The well-drained, alluvial limestone gravels of the Thermenregion provide ideal conditions for the finicky Sankt Laurent variety. where the largest contiguous area of the variety is cultivated. Considered a bit of a diva, Sankt Laurent demands good sites with deep soils and attentive care in the vineyard. Passionate producers with a long track record for producing high-quality Sankt Laurent are also found in other parts of Niederösterreich and Burgenland, particularly in the Neusiedlersee region. Usually planted in gravelly soils, the best Sankt Laurent wines are capable of uniting the power and spice that one would expect of Rhône with the elegance and delicacy of Burgundy.

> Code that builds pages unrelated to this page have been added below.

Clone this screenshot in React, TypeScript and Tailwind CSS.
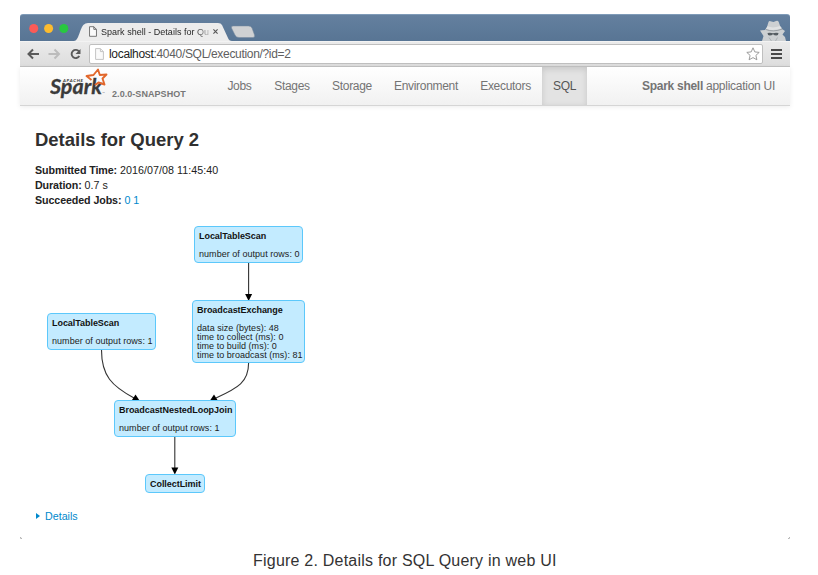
import type { ReactNode } from "react";

type PlanNodeProps = { box: string; title: string; metrics?: string[] };

function PlanNode({ box, title, metrics }: PlanNodeProps) {
  return (
    <div className={`absolute rounded-[4px] border border-[#5cc8fb] bg-[#c3ebff] pl-1 text-[9px] leading-[9px] whitespace-nowrap text-[#1c1c1c] ${box}`}>
      <div className="mt-[5px] font-bold tracking-[-0.05px] text-[#111]">{title}</div>
      {metrics && (
        <div className="mt-[9px] tracking-[0.04px]">
          {metrics.map((m) => (
            <div key={m}>{m}</div>
          ))}
        </div>
      )}
    </div>
  );
}

function NavItem({ width, active, children }: { width: string; active?: boolean; children: ReactNode }) {
  return (
    <div
      className={`flex h-[38px] items-center justify-center text-[12px] tracking-[-0.3px] ${width} ${
        active
          ? "bg-[#e3e3e3] text-[#555] shadow-[inset_0_2px_6px_rgba(0,0,0,0.13)]"
          : "text-[#747474]"
      }`}
    >
      {children}
    </div>
  );
}

function PageIcon({ tone, className }: { tone: string; className: string }) {
  return (
    <svg viewBox="0 0 9 12" className={className} fill="#fafafa" stroke={tone}>
      <path d="M.6.6h4.8l3 3v7.8H.6zM5.4.6v3h3" />
    </svg>
  );
}

function TitleBar() {
  return (
    <div className="relative h-[27px] rounded-t-[3px] border-t border-[#7f9bb8] bg-linear-to-b from-[#64809f] to-[#587594]">
      <svg viewBox="0 0 250 26" className="absolute top-0 left-0 h-[26px] w-[250px]">
        <circle cx="13.7" cy="13.5" r="4.5" fill="#fc5b57" />
        <circle cx="28.6" cy="13.5" r="4.5" fill="#fdbc2e" />
        <circle cx="43.8" cy="13.5" r="4.5" fill="#28c840" />
        <path d="M54 26C59 26 60 12 64 9.500Q65 8 68 8H198Q201 8 202 10L208 23Q209 26 212 26Z" fill="#ececec" />
        <path d="M213 11H228.500Q231 11 232 13L234.500 20Q235 22.500 233 22.500H219Q216 22.500 215 20L211.500 13Q211 11 213 11Z" fill="#cfd1d3" stroke="#76899d" strokeWidth=".5" />
      </svg>
      <div className="relative flex h-[26px] items-center pt-[7px] pl-[69px]">
        <PageIcon tone="#666" className="h-[11px] w-[8px]" />
        <span className="ml-[4px] w-[109px] bg-linear-to-r from-[#222] from-85% to-[#c5c5c5] bg-clip-text text-[9px] leading-[12px] tracking-[0.02px] whitespace-nowrap text-transparent">
          Spark shell - Details for Qu
        </span>
        <svg viewBox="0 0 6 6" className="ml-[3px] h-[5px] w-[5px]" stroke="#555" strokeWidth="1.300">
          <path d="M.5.5l5 5M5.500.5l-5 5" />
        </svg>
      </div>
      <svg viewBox="0 0 26 21" className="absolute top-[5px] right-[4px] h-[21px] w-[26px]">
        <path d="M0 10.500L5 10 7 7 8.500 2Q9 .8 10.500 1.200L13.500 2 16 1Q18 .3 18.700 2L20.500 7 22 9 25 11 22.500 14.500 25 17 26 21H2L3.500 16Z" fill="#cdd0d2" />
        <path d="M7.500 6.300Q13 8.700 20 6L22 8.300Q13 11.500 6 9Z" fill="#e0e2e3" />
        <path d="M6 9.500Q13 12.500 22.500 9" fill="none" stroke="#8a9196" strokeWidth=".8" />
        <path d="M7.500 13Q10.500 12.300 13 13.300 15.500 12.300 18.500 13 18.500 15.500 16.300 15.500 14.300 15.500 13 14.200 11.700 15.500 9.700 15.500 7.500 15.500 7.500 13" fill="#565d62" />
        <path d="M9 17.500L11.500 21M17.500 17.500L15.500 21" stroke="#aeb3b6" />
      </svg>
    </div>
  );
}

function AddressBar() {
  return (
    <div className="flex h-[26px] items-center border-t border-[#f3f3f3] border-b border-b-[#c2c2c2] bg-linear-to-b from-[#ebebeb] to-[#dddddd]">
      <svg viewBox="0 0 60 16" className="ml-[6px] h-[16px] w-[60px] shrink-0" fill="none" strokeWidth="2">
        <path d="M13 8H3M7 3.500L2.500 8 7 12.500" stroke="#5a5a5a" />
        <path d="M22.500 8h10M28.500 3.500L33 8l-4.500 4.500" stroke="#bcbcbc" />
        <path d="M53 5.500A4.100 4.100 0 1 0 53.300 10" stroke="#5a5a5a" strokeWidth="1.900" />
        <path d="M54.500 3v5H49.500Z" fill="#5a5a5a" />
      </svg>
      <div className="ml-[3px] flex h-[20px] w-[674px] items-center rounded-[2px] border border-[#bfbfbf] bg-white">
        <PageIcon tone="#c4c4c4" className="ml-[5px] h-[12px] w-[9px]" />
        <span className="ml-[5px] text-[12px] tracking-[-0.32px] text-[#606060]">
          <span className="text-[#1d1d1d]">localhost</span>:4040/SQL/execution/?id=2
        </span>
        <svg viewBox="0 0 14 14" className="mr-[2px] ml-auto h-[14px] w-[14px]" fill="#fff" stroke="#929292" strokeWidth=".9">
          <path d="M7 .8l1.800 4.100 4.400.5-3.300 3 1 4.400L7 10.600l-3.900 2.200 1-4.400-3.300-3 4.400-.5z" />
        </svg>
      </div>
      <div className="ml-[8px] flex flex-col gap-[2px]">
        <div className="h-[2px] w-[11px] bg-[#494949]" />
        <div className="h-[2px] w-[11px] bg-[#494949]" />
        <div className="h-[2px] w-[11px] bg-[#494949]" />
      </div>
    </div>
  );
}

function SparkLogo() {
  return (
    <svg viewBox="0 0 60 38" className="h-[38px] w-[60px] shrink-0">
      <text x="0" y="27" textLength="52" lengthAdjust="spacingAndGlyphs" fill="#3b3b3b" stroke="#3b3b3b" strokeWidth=".3" className="font-[Lato] text-[20.500px] font-bold italic">
        Spark
      </text>
      <text x="13" y="14.500" textLength="20" fill="#3b3b3b" className="font-[Lato] text-[4.500px] font-bold italic">
        APACHE
      </text>
      <path d="M41.500 13L36.500 9 43.500 8 48 2.500 49.800 8 56.500 7.500 52.500 11.500 54.500 17.500 48.500 15.500 45 18" fill="none" stroke="#e2672b" strokeWidth="1.900" strokeLinejoin="round" />
      <text x="52" y="27" fill="#777" className="text-[3px]">™</text>
    </svg>
  );
}

function NavBar() {
  return (
    <div className="flex h-[39px] border-b border-[#d5d5d5] bg-linear-to-b from-white to-[#f1f1f1] shadow-[0_1px_5px_rgba(0,0,0,0.08)]">
      <div className="flex w-[196px] pl-[30px]">
        <SparkLogo />
        <span className="mt-[20px] ml-[2px] text-[9px] leading-[14px] font-bold tracking-[0.06px] whitespace-nowrap text-[#777]">
          2.0.0-SNAPSHOT
        </span>
      </div>
      <NavItem width="w-[47px]">Jobs</NavItem>
      <NavItem width="w-[58px]">Stages</NavItem>
      <NavItem width="w-[62px]">Storage</NavItem>
      <NavItem width="w-[86px]">Environment</NavItem>
      <NavItem width="w-[73px]">Executors</NavItem>
      <NavItem width="w-[45px]" active>SQL</NavItem>
      <div className="mr-[15px] ml-auto flex h-[38px] items-center text-[12px] tracking-[-0.27px] whitespace-nowrap text-[#747474]">
        <b>Spark shell</b>&nbsp;application UI
      </div>
    </div>
  );
}

function PlanGraph() {
  return (
    <div className="relative h-[300px] w-[770px]">
      <svg viewBox="20 206 770 300" className="absolute inset-0 h-[300px] w-[770px]" fill="none" stroke="#333" strokeWidth="1.100">
        <path d="M248.600 263V295M101.500 350C101.500 376 112 386 134 398M248.600 363C248.600 382 238 388 216 398M174.800 437V469" />
        <g fill="#000" stroke="none">
          <path d="M245.100 294h7l-3.500 7z" />
          <path d="M171.300 467.500h7l-3.500 7z" />
          <path d="M135.500 394.500L131.700 400.500H139.500z" />
          <path d="M214 394.500L217.800 400.500H210z" />
        </g>
      </svg>
      <PlanNode box="left-[174px] top-[20px] w-[109px] h-[37px]" title="LocalTableScan" metrics={["number of output rows: 0"]} />
      <PlanNode box="left-[172px] top-[94px] w-[113px] h-[63px]" title="BroadcastExchange" metrics={["data size (bytes): 48", "time to collect (ms): 0", "time to build (ms): 0", "time to broadcast (ms): 81"]} />
      <PlanNode box="left-[27px] top-[107px] w-[109px] h-[37px]" title="LocalTableScan" metrics={["number of output rows: 1"]} />
      <PlanNode box="left-[94px] top-[194px] w-[122px] h-[37px]" title="BroadcastNestedLoopJoin" metrics={["number of output rows: 1"]} />
      <PlanNode box="left-[125px] top-[268px] w-[60px] h-[19px]" title="CollectLimit" />
    </div>
  );
}

export default function App() {
  return (
    <div className="h-[575px] w-[818px] overflow-hidden bg-white pt-[14px] font-['Liberation_Sans',Arial,sans-serif]">
      <div className="relative ml-[20px] h-[525px] w-[770px]">
        <TitleBar />
        <AddressBar />
        <NavBar />
        <div className="h-[100px] pt-[22px] pl-[15px] text-[10.700px] leading-[15px] text-[#222]">
          <h1 className="h-[35px] text-[18.500px] leading-[24px] font-bold tracking-[-0.02px] text-[#303030]">Details for Query 2</h1>
          <div><b className="tracking-[-0.1px]">Submitted Time:</b> <span className="tracking-[0.05px]">2016/07/08 11:45:40</span></div>
          <div><b className="tracking-[-0.1px]">Duration:</b> 0.7 s</div>
          <div><b className="tracking-[-0.1px]">Succeeded Jobs:</b> <span className="text-[#0088cc]">0 1</span></div>
        </div>
        <PlanGraph />
        <div className="flex items-center pt-[2px] pl-[16px] text-[10.700px] leading-[15px] text-[#0088cc]">
          <span className="mr-[5px] h-0 w-0 border-y-[3px] border-l-4 border-y-transparent border-l-[#0088cc]" />
          <span className="pt-px">Details</span>
        </div>
        <span className="absolute bottom-0 left-0 h-[2px] w-[2px] rounded-bl border-b border-l border-[#aaa]" />
        <span className="absolute right-0 bottom-0 h-[2px] w-[2px] rounded-br border-r border-b border-[#aaa]" />
      </div>
      <p className="mt-[12px] ml-[253px] text-[16px] leading-[20px] tracking-[0.22px] text-[#333]">Figure 2. Details for SQL Query in web UI</p>
    </div>
  );
}
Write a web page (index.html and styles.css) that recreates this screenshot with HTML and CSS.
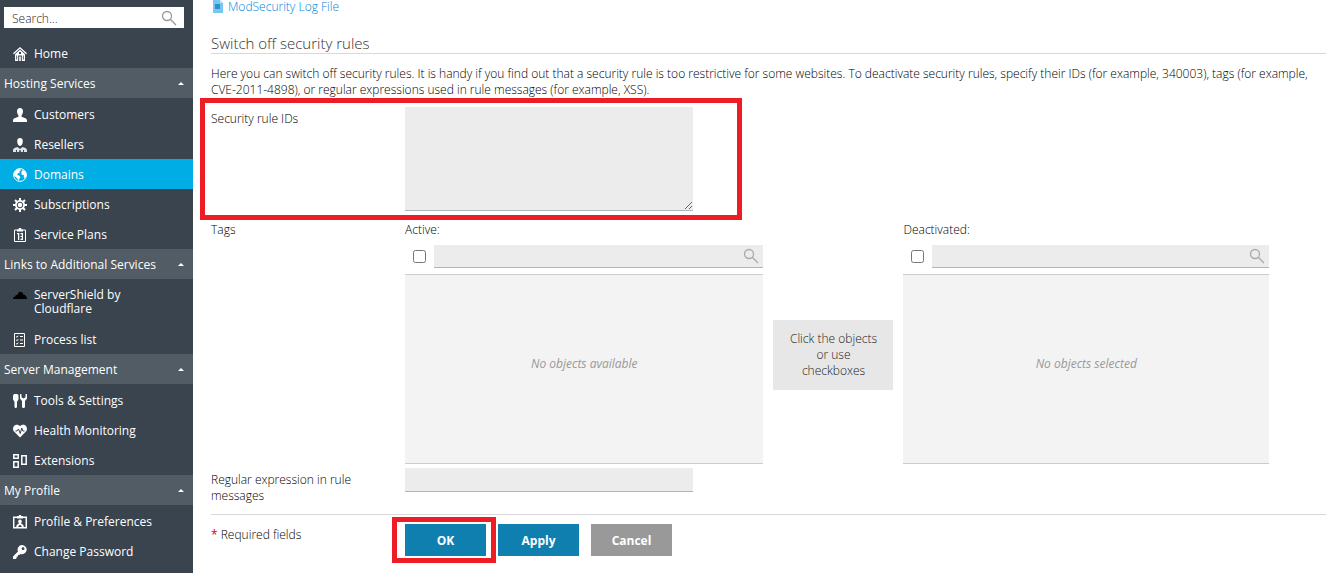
FILE: index.html
```html
<!DOCTYPE html>
<html lang="en">
<head>
  <meta charset="UTF-8" />
  <meta name="viewport" content="width=device-width, initial-scale=1.0" />
  <title>Web Application Firewall</title>
  <link rel="stylesheet" href="styles.css">
</head>
<body>
  <aside class="sidebar">
    <form class="sidebar-search">
      <input type="text" placeholder="Search..." aria-label="Search">
      <button type="submit" aria-label="Search">
        <svg width="16" height="16" viewBox="0 0 16 16" class="glass"><circle cx="6" cy="6" r="4.5"></circle><path d="M9.3 9.3L15 15"></path></svg>
      </button>
    </form>

    <nav>
      <ul>
        <li><a href="#">
          <svg width="14" height="14" viewBox="0 0 14 14"><path d="M7 0L0 6.2l.8 1L7 1.8l6.2 5.4.8-1z"></path><path fill-rule="evenodd" d="M7 2.8L2 7.2V14h3.200V8.500h3.600V14H12V7.200zM6 5h2v2H6zM3.300 8.500h.8v4h-.8zM9.900 8.500h.8v4h-.8z"></path><path d="M6.200 9.500h1.600V14H6.200z"></path></svg>
          Home</a></li>
      </ul>

      <h2><a href="#">Hosting Services</a></h2>
      <ul>
        <li><a href="#">
          <svg width="14" height="14" viewBox="0 0 14 14"><path d="M7 0c2 0 3 1.300 3 3.200 0 1.800-.6 3-1.400 3.900v1.700c.8.8 5.400 1 5.400 3.600V14H0v-1.600c0-2.600 4.600-2.800 5.400-3.600V7.100C4.600 6.200 4 5 4 3.200 4 1.300 5 0 7 0z"></path></svg>
          Customers</a></li>
        <li><a href="#">
          <svg width="14" height="14" viewBox="0 0 14 14"><path d="M7 0c1.800 0 2.800 1.200 2.800 3C9.800 5.800 8.700 8 7 8S4.200 5.800 4.200 3c0-1.800 1-3 2.800-3z"></path><path d="M4.500 9L7 11l2.500-2c2 .8 4.500 1 4.500 3.500V14H8l-.6-2h-.8L6 14H0v-1.500C0 10 2.500 9.800 4.500 9z" opacity=".85"></path><path d="M3 12h1v2H3zM10 12h1v2h-1z" class="cut"></path></svg>
          Resellers</a></li>
        <li class="active"><a href="#">
          <svg width="14" height="14" viewBox="0 0 14 14"><circle cx="7" cy="7" r="6.4" class="line"></circle><path d="M1 5C2 2.500 4 1 7 .8l1 1.400-1.500 1 .3 1.300-1.800.8L4 7l2 .5 1.500 1.700-1.200 1.500-.3 2.300C5 11.500 3.500 9 1 8zM9.300 2.200l2 .3C13 4 13.800 6 13.200 8.500l-1.500 2-1-1.800.3-1.500-2.200-.5-.6-2z"></path></svg>
          Domains</a></li>
        <li><a href="#">
          <svg width="14" height="14" viewBox="0 0 14 14"><path d="M7 0v14M0 7h14M2 2l10 10M12 2L2 12" class="line teeth"></path><circle cx="7" cy="7" r="5"></circle><circle cx="7" cy="7" r="2.8" class="ring"></circle><circle cx="7" cy="7" r="1.2"></circle></svg>
          Subscriptions</a></li>
        <li><a href="#">
          <svg width="14" height="14" viewBox="0 0 14 14"><path d="M4 2H1.500v11.500h11V2H10" class="line"></path><path d="M4 1.200h1.800V0h2.400v1.200H10v2.300H4zM4 5h2.300v7H5V6.200H4zM7.500 5H10v7H7.500v-1.200h1.300V9H7.500V8h1.300V6.200H7.500z"></path></svg>
          Service Plans</a></li>
      </ul>

      <h2><a href="#">Links to Additional Services</a></h2>
      <ul>
        <li class="tall"><a href="#">
          <svg width="14" height="14" viewBox="0 0 14 14" class="cloud"><path d="M0 11c0-1.600.8-2.400 2.200-2.500C2.200 7.200 3.600 6.700 4.400 7.200 5.200 3 9.300 2.500 10.300 6.500c2.300.3 3.500 2 3.700 4.500z"></path></svg>
          <span>ServerShield by Cloudflare</span></a></li>
        <li><a href="#">
          <svg width="14" height="14" viewBox="0 0 14 14"><path d="M1.500.5h10v13h-10zM3.200 3.500l.8.8 1.200-1.600M3.200 7l.8.8 1.200-1.600M3.200 10.500l.8.8 1.200-1.600M7 3.500h3M7 7h3M7 10.500h3" class="line"></path></svg>
          Process list</a></li>
      </ul>

      <h2><a href="#">Server Management</a></h2>
      <ul>
        <li><a href="#">
          <svg width="14" height="14" viewBox="0 0 14 14"><path d="M1 0h3.500L5.500 1.500v4L4 7.800V13l-.8 1h-1L1.500 13V7.800L0 5.500v-4z"></path><path d="M7 0l1.500.2v3L10.500 4.500l2-1.300v-3L14 0v4.500L12 7v6l-.8 1H9.800L9 13V7L7 4.500z"></path></svg>
          Tools &amp; Settings</a></li>
        <li><a href="#">
          <svg width="14" height="14" viewBox="0 0 14 14"><path d="M7 2.200C8.500.2 11.500.2 13 2c1.500 1.900 1.100 4.200-.3 5.700L7 13.500 1.300 7.700C-.1 6.200-.5 3.900 1 2 2.500.2 5.500.2 7 2.200z"></path><path d="M2.500 7H4l1.500-2 1.700 4.500L8.800 4l1 3h1.700" class="ring"></path></svg>
          Health Monitoring</a></li>
        <li><a href="#">
          <svg width="14" height="14" viewBox="0 0 14 14"><path d="M.8.8h4.400v3.400H.8zM.8 7.800h4.400v5.400H.8zM8.800 1.800h4.400v8.400H8.800z" class="line bold"></path></svg>
          Extensions</a></li>
      </ul>

      <h2><a href="#">My Profile</a></h2>
      <ul>
        <li><a href="#">
          <svg width="14" height="14" viewBox="0 0 14 14"><path d="M.7 2.200h12.600v10.500H.7z" class="line bold"></path><path d="M4 1h2V0h2v1h2v2.500H4zM7 4.500c2.200 0 2.200 3 .9 4 1.800.5 2.900 1.500 2.900 3.500H9l-1.500-2h-1L5 12H3.200c0-2 1.100-3 2.900-3.500-1.300-1-1.300-4 .9-4z"></path></svg>
          Profile &amp; Preferences</a></li>
        <li><a href="#">
          <svg width="14" height="14" viewBox="0 0 14 14"><path fill-rule="evenodd" d="M9 0a4.600 4.600 0 1 1-1.600 8.900L6.200 10H5v1.500H3.700V13L2.500 14H0v-2.500l5-5A4.600 4.600 0 0 1 9 0zM10 2.200a1.400 1.400 0 1 0 .1 2.800A1.400 1.400 0 0 0 10 2.200z"></path></svg>
          Change Password</a></li>
      </ul>
    </nav>
  </aside>

  <main>
    <a href="#" class="log-link">
      <svg width="10" height="14" viewBox="0 0 10 14"><path d="M0 0h7l3 3v10H0z" fill="#76c8f2"></path><path d="M7 0l3 3H7z" fill="#c5e8fa"></path><path d="M2 4h5v5H2z" fill="#2a93cf"></path></svg>
      ModSecurity Log File
    </a>

    <h1>Switch off security rules</h1>
    <p class="description">Here you can switch off security rules. It is handy if you find out that a security rule is too restrictive for some websites. To deactivate security rules, specify their IDs (for example, 340003), tags (for example, CVE-2011-4898), or regular expressions used in rule messages (for example, XSS).</p>

    <form>
      <div class="row rule-ids">
        <label for="rule-ids">Security rule IDs</label>
        <textarea id="rule-ids"></textarea>
      </div>

      <div class="row tags">
        <span class="label">Tags</span>
        <div class="transfer">
          <section>
            <h3>Active:</h3>
            <div class="filter">
              <input type="checkbox" aria-label="Select all active">
              <div class="filter-box">
                <input type="text" aria-label="Search active tags">
                <svg width="16" height="16" viewBox="0 0 16 16" class="glass"><circle cx="6" cy="6" r="4.5"></circle><path d="M9.3 9.3L15 15"></path></svg>
              </div>
            </div>
            <div class="list">No objects available</div>
          </section>
          <div class="hint">Click the objects or use checkboxes</div>
          <section>
            <h3>Deactivated:</h3>
            <div class="filter">
              <input type="checkbox" aria-label="Select all deactivated">
              <div class="filter-box">
                <input type="text" aria-label="Search deactivated tags">
                <svg width="16" height="16" viewBox="0 0 16 16" class="glass"><circle cx="6" cy="6" r="4.5"></circle><path d="M9.3 9.3L15 15"></path></svg>
              </div>
            </div>
            <div class="list">No objects selected</div>
          </section>
        </div>
      </div>

      <div class="row regex">
        <label for="regex">Regular expression in rule messages</label>
        <input type="text" id="regex">
      </div>

      <div class="row actions">
        <span class="label"><span class="required">*</span> Required fields</span>
        <div class="buttons">
          <span class="marked"><button type="submit">OK</button></span>
          <button type="button">Apply</button>
          <button type="button" class="cancel">Cancel</button>
        </div>
      </div>
    </form>
  </main>
</body>
</html>
```

FILE: styles.css
```css
:root {
  --sidebar-bg: #39444f;
  --sidebar-header: #515c64;
  --active: #00ade5;
  --primary: #0f7fb0;
  --field-bg: #ececec;
  --field-border: #abb6be;
  --mark: #ee1c25;
}

*, *::before, *::after {
  box-sizing: border-box;
}

body {
  display: flex;
  min-height: 100vh;
  margin: 0;
  background-color: #fff;
  color: #000;
  font: 300 12px/16px "Open Sans", sans-serif;
}

h1, h2, h3, p, ul {
  margin: 0;
  padding: 0;
  font-weight: inherit;
}

a {
  text-decoration: none;
}

input, textarea, button {
  border: 0;
  border-radius: 0;
  font: inherit;
}

textarea,
input[type="text"] {
  background-color: var(--field-bg);
}

.glass {
  fill: none;
  stroke: #999;
  stroke-width: 1.3;
}

.sidebar {
  flex: 0 0 193px;
  min-width: 0;
  padding-top: 7px;
  background-color: var(--sidebar-bg);
}

.sidebar-search {
  display: flex;
  align-items: center;
  height: 21px;
  margin: 0 9px 10px 4px;
  background-color: #fff;
}

.sidebar-search input[type="text"] {
  flex: 1;
  min-width: 0;
  padding: 2px 8px 0;
  background: none;
}

.sidebar-search input::placeholder {
  color: #222;
}

.sidebar-search button {
  display: flex;
  padding: 0 7px;
  background: none;
}

.sidebar ul {
  list-style: none;
}

.sidebar h2 + ul {
  padding-top: 1px;
}

.sidebar nav a {
  display: flex;
  align-items: center;
  min-height: 30px;
  padding: 1px 9px 0 4px;
  color: #fff;
  font-weight: 400;
}

.sidebar nav li a {
  gap: 7px;
  padding-left: 13px;
}

.sidebar li svg {
  flex: none;
  fill: #fff;
}

.sidebar svg .line {
  fill: none;
  stroke: #fff;
}

.sidebar svg .bold {
  stroke-width: 1.5;
}

.sidebar svg .teeth {
  stroke-width: 2;
}

.sidebar svg .ring {
  fill: none;
  stroke: var(--sidebar-bg);
}

.sidebar svg .cut {
  fill: var(--sidebar-bg);
}

.sidebar li .cloud {
  fill: #000;
}

.sidebar .active {
  background-color: var(--active);
}

.sidebar nav .tall a {
  align-items: flex-start;
  min-height: 44px;
  padding: 8px 50px 0 13px;
  line-height: 14px;
}

.sidebar h2 {
  background-color: var(--sidebar-header);
  font-size: 12px;
}

.sidebar h2 a {
  justify-content: space-between;
}

.sidebar h2 a::after {
  content: "";
  border: 3px solid transparent;
  border-top: 0;
  border-bottom-color: #fff;
}

main {
  flex: 1;
  min-width: 0;
  padding: 0 15px 0 18px;
}

.log-link {
  display: flex;
  align-items: center;
  gap: 5px;
  height: 14px;
  padding-left: 2px;
  color: #0085db;
}

h1 {
  margin-top: 20px;
  border-bottom: 1px solid #d9d9d9;
  color: #333;
  font-size: 15px;
  line-height: 19px;
}

.description {
  margin: 12px 0 9px;
}

.row {
  display: grid;
  grid-template-columns: 194px 1fr;
}

.row > label,
.row > .label {
  padding-right: 40px;
}

.rule-ids {
  position: relative;
  padding-bottom: 11px;
}

.rule-ids label {
  padding-top: 4px;
}

/* highlight frame around the rule IDs field */
.rule-ids::before {
  content: "";
  position: absolute;
  top: -9px;
  bottom: 2px;
  left: -11px;
  width: 542px;
  border: 5px solid var(--mark);
  pointer-events: none;
}

textarea {
  width: 288px;
  height: 104px;
  border-bottom: 1px solid var(--field-border);
  resize: both;
}

.transfer {
  display: grid;
  grid-template-columns: 358fr 120px 365fr;
  gap: 10px;
  padding-right: 57px;
}

.transfer h3 {
  font-size: 12px;
}

.filter {
  display: flex;
  align-items: center;
  margin: 7px 0 6px;
}

.filter input[type="checkbox"] {
  width: 13px;
  height: 13px;
  margin: 0 8px;
}

.filter-box {
  display: flex;
  flex: 1;
  align-items: center;
  height: 23px;
  padding-right: 4px;
  border-bottom: 1px solid var(--field-border);
  background-color: var(--field-bg);
}

.filter-box input {
  flex: 1;
  min-width: 0;
}

.filter-box .glass {
  stroke: #aaa;
}

.list {
  display: flex;
  align-items: center;
  justify-content: center;
  height: 190px;
  padding-bottom: 10px;
  border: 1px solid #ccc;
  border-width: 1px 0;
  background-color: #f3f3f3;
  color: #999;
  font-style: italic;
  font-weight: 400;
}

.hint {
  align-self: start;
  margin-top: 98px;
  padding: 11px 14px;
  background-color: #e7e7e7;
  color: #222;
  text-align: center;
}

.regex {
  margin-top: 4px;
}

.regex label {
  padding-top: 4px;
}

.regex input {
  width: 288px;
  height: 24px;
  border-bottom: 1px solid var(--field-border);
}

.actions {
  margin-top: 10px;
  padding-top: 9px;
  border-top: 1px solid #d9d9d9;
}

.actions .label {
  padding-top: 3px;
}

.required {
  color: #e0001b;
  font-weight: 400;
}

.buttons {
  display: flex;
  gap: 12px;
}

.buttons button {
  width: 81px;
  height: 32px;
  padding-top: 2px;
  background-color: var(--primary);
  color: #fff;
  font-weight: 700;
  cursor: pointer;
}

.buttons .cancel {
  background-color: #999;
}

.marked {
  position: relative;
}

/* highlight frame around the OK button */
.marked::before {
  content: "";
  position: absolute;
  inset: -7px -10px -7px -13px;
  border: 5px solid var(--mark);
  pointer-events: none;
}
```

Loamy soils in Carnuntum and in Burgenland’s wine-growing areas surrounding Lake Neusiedl yield attractively opulent Zweigelt wines. Favourable sites for this vigorous variety are also found in Austria’s coolest wine-growing areas in Niederösterreich and Steiermark.

 

The limestone gravels of the Thermenregion provide ideal conditions for Sankt Laurent / Credit: OEWM - Faber
 

Cool freshness, ripe tannins, deep fruit

Even with the great diversity of Austrian grape varieties and terroirs, the country’s red wines tend to exhibit a consistent characteristic that distinguishes them from those of other nations: aromatic freshness coupled with complete physiologic ripeness of the grapes. There is hardly another country in the world where refreshing red wines are so concentrated and substantial or where full-bodied red wines exhibit such grace. International wine critics, sommeliers, and wine connoisseurs appreciate Austria as a rich hunting ground for unique, high-quality red wines with ageing potential.